> DATA LINES:
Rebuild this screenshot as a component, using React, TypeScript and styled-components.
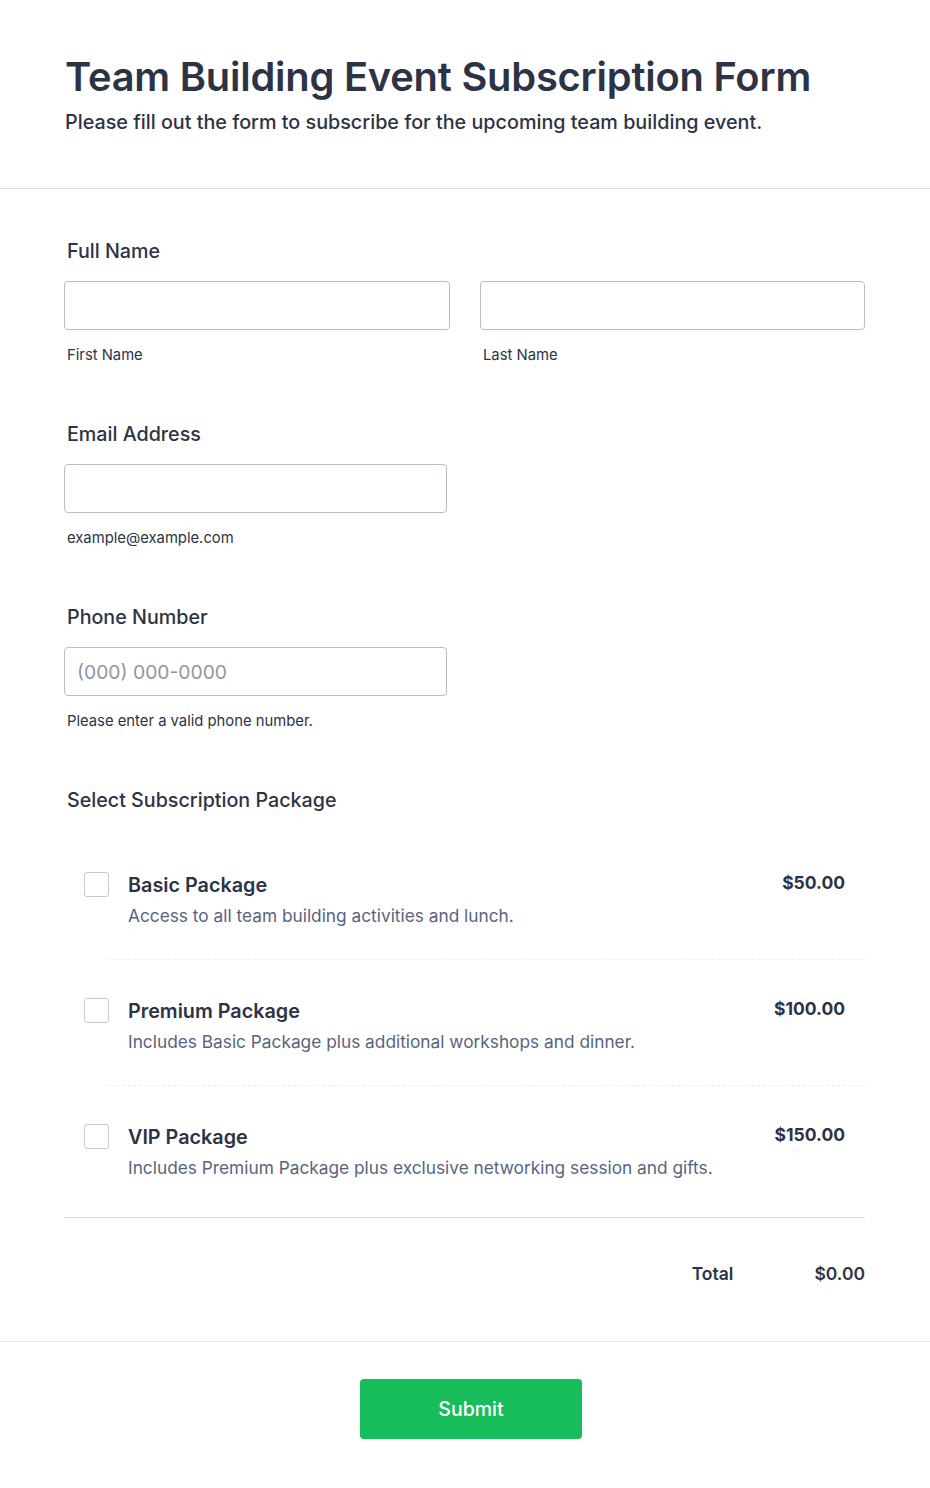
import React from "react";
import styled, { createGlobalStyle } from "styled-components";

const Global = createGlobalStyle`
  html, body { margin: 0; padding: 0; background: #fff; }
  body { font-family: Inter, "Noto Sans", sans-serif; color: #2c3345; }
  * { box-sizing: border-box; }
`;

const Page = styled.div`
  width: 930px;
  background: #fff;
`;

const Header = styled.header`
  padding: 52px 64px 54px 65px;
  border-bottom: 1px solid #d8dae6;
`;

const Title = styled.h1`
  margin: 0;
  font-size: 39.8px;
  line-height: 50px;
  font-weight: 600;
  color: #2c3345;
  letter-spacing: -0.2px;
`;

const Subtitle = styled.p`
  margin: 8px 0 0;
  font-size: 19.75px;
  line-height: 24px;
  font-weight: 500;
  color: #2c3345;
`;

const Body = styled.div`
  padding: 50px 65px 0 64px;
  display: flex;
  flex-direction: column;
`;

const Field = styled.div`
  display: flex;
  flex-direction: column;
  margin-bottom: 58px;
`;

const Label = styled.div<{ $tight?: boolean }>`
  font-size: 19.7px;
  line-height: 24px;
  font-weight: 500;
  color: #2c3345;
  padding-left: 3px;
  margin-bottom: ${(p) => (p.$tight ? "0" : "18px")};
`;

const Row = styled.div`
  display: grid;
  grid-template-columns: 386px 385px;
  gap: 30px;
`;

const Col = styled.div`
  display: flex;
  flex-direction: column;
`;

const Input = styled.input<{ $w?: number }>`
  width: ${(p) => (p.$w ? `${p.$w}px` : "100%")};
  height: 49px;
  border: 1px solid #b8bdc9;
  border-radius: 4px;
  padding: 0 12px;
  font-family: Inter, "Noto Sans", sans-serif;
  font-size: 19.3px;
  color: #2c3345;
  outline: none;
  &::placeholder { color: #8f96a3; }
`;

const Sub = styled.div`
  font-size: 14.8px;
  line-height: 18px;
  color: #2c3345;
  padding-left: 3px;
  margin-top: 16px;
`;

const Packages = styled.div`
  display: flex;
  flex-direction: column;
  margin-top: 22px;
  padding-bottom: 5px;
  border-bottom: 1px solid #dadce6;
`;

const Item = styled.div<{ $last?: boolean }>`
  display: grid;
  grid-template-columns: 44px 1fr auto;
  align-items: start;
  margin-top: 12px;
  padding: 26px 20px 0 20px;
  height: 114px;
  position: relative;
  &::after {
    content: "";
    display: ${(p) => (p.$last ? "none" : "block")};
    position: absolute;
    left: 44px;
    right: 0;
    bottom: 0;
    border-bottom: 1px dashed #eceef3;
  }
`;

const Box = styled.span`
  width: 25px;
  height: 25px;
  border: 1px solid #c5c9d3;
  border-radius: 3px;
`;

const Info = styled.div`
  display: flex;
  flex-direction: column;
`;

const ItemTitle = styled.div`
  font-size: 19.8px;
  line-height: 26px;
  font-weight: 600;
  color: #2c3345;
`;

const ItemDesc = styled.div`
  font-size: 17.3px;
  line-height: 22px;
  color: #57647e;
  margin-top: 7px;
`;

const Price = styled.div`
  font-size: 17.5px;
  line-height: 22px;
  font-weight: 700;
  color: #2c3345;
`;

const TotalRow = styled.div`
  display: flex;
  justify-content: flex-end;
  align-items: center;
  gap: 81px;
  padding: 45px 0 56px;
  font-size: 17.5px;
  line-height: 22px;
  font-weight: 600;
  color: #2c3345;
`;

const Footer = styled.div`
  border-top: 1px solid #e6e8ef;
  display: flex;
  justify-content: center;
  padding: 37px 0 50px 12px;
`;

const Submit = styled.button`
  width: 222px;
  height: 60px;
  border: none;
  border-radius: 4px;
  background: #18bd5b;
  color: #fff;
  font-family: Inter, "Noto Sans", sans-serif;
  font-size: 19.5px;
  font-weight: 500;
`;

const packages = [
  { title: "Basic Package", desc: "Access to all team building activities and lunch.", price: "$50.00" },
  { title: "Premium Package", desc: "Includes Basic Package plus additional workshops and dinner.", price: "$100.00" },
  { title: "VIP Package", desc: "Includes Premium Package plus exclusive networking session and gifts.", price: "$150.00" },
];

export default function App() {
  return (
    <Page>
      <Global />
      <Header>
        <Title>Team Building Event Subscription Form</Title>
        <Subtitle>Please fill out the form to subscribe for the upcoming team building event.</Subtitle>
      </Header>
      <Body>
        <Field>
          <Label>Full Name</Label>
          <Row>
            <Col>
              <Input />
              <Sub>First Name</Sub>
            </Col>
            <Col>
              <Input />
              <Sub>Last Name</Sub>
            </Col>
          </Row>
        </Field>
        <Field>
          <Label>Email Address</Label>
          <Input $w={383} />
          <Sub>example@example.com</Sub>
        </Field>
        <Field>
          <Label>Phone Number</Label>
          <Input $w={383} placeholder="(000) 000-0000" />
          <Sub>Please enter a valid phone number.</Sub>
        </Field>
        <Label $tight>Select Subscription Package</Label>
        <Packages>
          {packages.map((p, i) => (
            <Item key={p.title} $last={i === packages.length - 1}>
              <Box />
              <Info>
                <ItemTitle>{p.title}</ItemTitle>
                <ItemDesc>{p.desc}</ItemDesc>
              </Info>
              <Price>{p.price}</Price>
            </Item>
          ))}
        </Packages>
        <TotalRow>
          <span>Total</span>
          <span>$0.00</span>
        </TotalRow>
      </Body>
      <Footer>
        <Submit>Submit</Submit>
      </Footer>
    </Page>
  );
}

> REQUIRED TASK: Write out the material above again, word for word, minus its pictures.

> FINAL RESULT:
Rebuild this screenshot as a component, using React, TypeScript and styled-components.
import React from "react";
import styled, { createGlobalStyle } from "styled-components";

const Global = createGlobalStyle`
  html, body { margin: 0; padding: 0; background: #fff; }
  body { font-family: Inter, "Noto Sans", sans-serif; color: #2c3345; }
  * { box-sizing: border-box; }
`;

const Page = styled.div`
  width: 930px;
  background: #fff;
`;

const Header = styled.header`
  padding: 52px 64px 54px 65px;
  border-bottom: 1px solid #d8dae6;
`;

const Title = styled.h1`
  margin: 0;
  font-size: 39.8px;
  line-height: 50px;
  font-weight: 600;
  color: #2c3345;
  letter-spacing: -0.2px;
`;

const Subtitle = styled.p`
  margin: 8px 0 0;
  font-size: 19.75px;
  line-height: 24px;
  font-weight: 500;
  color: #2c3345;
`;

const Body = styled.div`
  padding: 50px 65px 0 64px;
  display: flex;
  flex-direction: column;
`;

const Field = styled.div`
  display: flex;
  flex-direction: column;
  margin-bottom: 58px;
`;

const Label = styled.div<{ $tight?: boolean }>`
  font-size: 19.7px;
  line-height: 24px;
  font-weight: 500;
  color: #2c3345;
  padding-left: 3px;
  margin-bottom: ${(p) => (p.$tight ? "0" : "18px")};
`;

const Row = styled.div`
  display: grid;
  grid-template-columns: 386px 385px;
  gap: 30px;
`;

const Col = styled.div`
  display: flex;
  flex-direction: column;
`;

const Input = styled.input<{ $w?: number }>`
  width: ${(p) => (p.$w ? `${p.$w}px` : "100%")};
  height: 49px;
  border: 1px solid #b8bdc9;
  border-radius: 4px;
  padding: 0 12px;
  font-family: Inter, "Noto Sans", sans-serif;
  font-size: 19.3px;
  color: #2c3345;
  outline: none;
  &::placeholder { color: #8f96a3; }
`;

const Sub = styled.div`
  font-size: 14.8px;
  line-height: 18px;
  color: #2c3345;
  padding-left: 3px;
  margin-top: 16px;
`;

const Packages = styled.div`
  display: flex;
  flex-direction: column;
  margin-top: 22px;
  padding-bottom: 5px;
  border-bottom: 1px solid #dadce6;
`;

const Item = styled.div<{ $last?: boolean }>`
  display: grid;
  grid-template-columns: 44px 1fr auto;
  align-items: start;
  margin-top: 12px;
  padding: 26px 20px 0 20px;
  height: 114px;
  position: relative;
  &::after {
    content: "";
    display: ${(p) => (p.$last ? "none" : "block")};
    position: absolute;
    left: 44px;
    right: 0;
    bottom: 0;
    border-bottom: 1px dashed #eceef3;
  }
`;

const Box = styled.span`
  width: 25px;
  height: 25px;
  border: 1px solid #c5c9d3;
  border-radius: 3px;
`;

const Info = styled.div`
  display: flex;
  flex-direction: column;
`;

const ItemTitle = styled.div`
  font-size: 19.8px;
  line-height: 26px;
  font-weight: 600;
  color: #2c3345;
`;

const ItemDesc = styled.div`
  font-size: 17.3px;
  line-height: 22px;
  color: #57647e;
  margin-top: 7px;
`;

const Price = styled.div`
  font-size: 17.5px;
  line-height: 22px;
  font-weight: 700;
  color: #2c3345;
`;

const TotalRow = styled.div`
  display: flex;
  justify-content: flex-end;
  align-items: center;
  gap: 81px;
  padding: 45px 0 56px;
  font-size: 17.5px;
  line-height: 22px;
  font-weight: 600;
  color: #2c3345;
`;

const Footer = styled.div`
  border-top: 1px solid #e6e8ef;
  display: flex;
  justify-content: center;
  padding: 37px 0 50px 12px;
`;

const Submit = styled.button`
  width: 222px;
  height: 60px;
  border: none;
  border-radius: 4px;
  background: #18bd5b;
  color: #fff;
  font-family: Inter, "Noto Sans", sans-serif;
  font-size: 19.5px;
  font-weight: 500;
`;

const packages = [
  { title: "Basic Package", desc: "Access to all team building activities and lunch.", price: "$50.00" },
  { title: "Premium Package", desc: "Includes Basic Package plus additional workshops and dinner.", price: "$100.00" },
  { title: "VIP Package", desc: "Includes Premium Package plus exclusive networking session and gifts.", price: "$150.00" },
];

export default function App() {
  return (
    <Page>
      <Global />
      <Header>
        <Title>Team Building Event Subscription Form</Title>
        <Subtitle>Please fill out the form to subscribe for the upcoming team building event.</Subtitle>
      </Header>
      <Body>
        <Field>
          <Label>Full Name</Label>
          <Row>
            <Col>
              <Input />
              <Sub>First Name</Sub>
            </Col>
            <Col>
              <Input />
              <Sub>Last Name</Sub>
            </Col>
          </Row>
        </Field>
        <Field>
          <Label>Email Address</Label>
          <Input $w={383} />
          <Sub>example@example.com</Sub>
        </Field>
        <Field>
          <Label>Phone Number</Label>
          <Input $w={383} placeholder="(000) 000-0000" />
          <Sub>Please enter a valid phone number.</Sub>
        </Field>
        <Label $tight>Select Subscription Package</Label>
        <Packages>
          {packages.map((p, i) => (
            <Item key={p.title} $last={i === packages.length - 1}>
              <Box />
              <Info>
                <ItemTitle>{p.title}</ItemTitle>
                <ItemDesc>{p.desc}</ItemDesc>
              </Info>
              <Price>{p.price}</Price>
            </Item>
          ))}
        </Packages>
        <TotalRow>
          <span>Total</span>
          <span>$0.00</span>
        </TotalRow>
      </Body>
      <Footer>
        <Submit>Submit</Submit>
      </Footer>
    </Page>
  );
}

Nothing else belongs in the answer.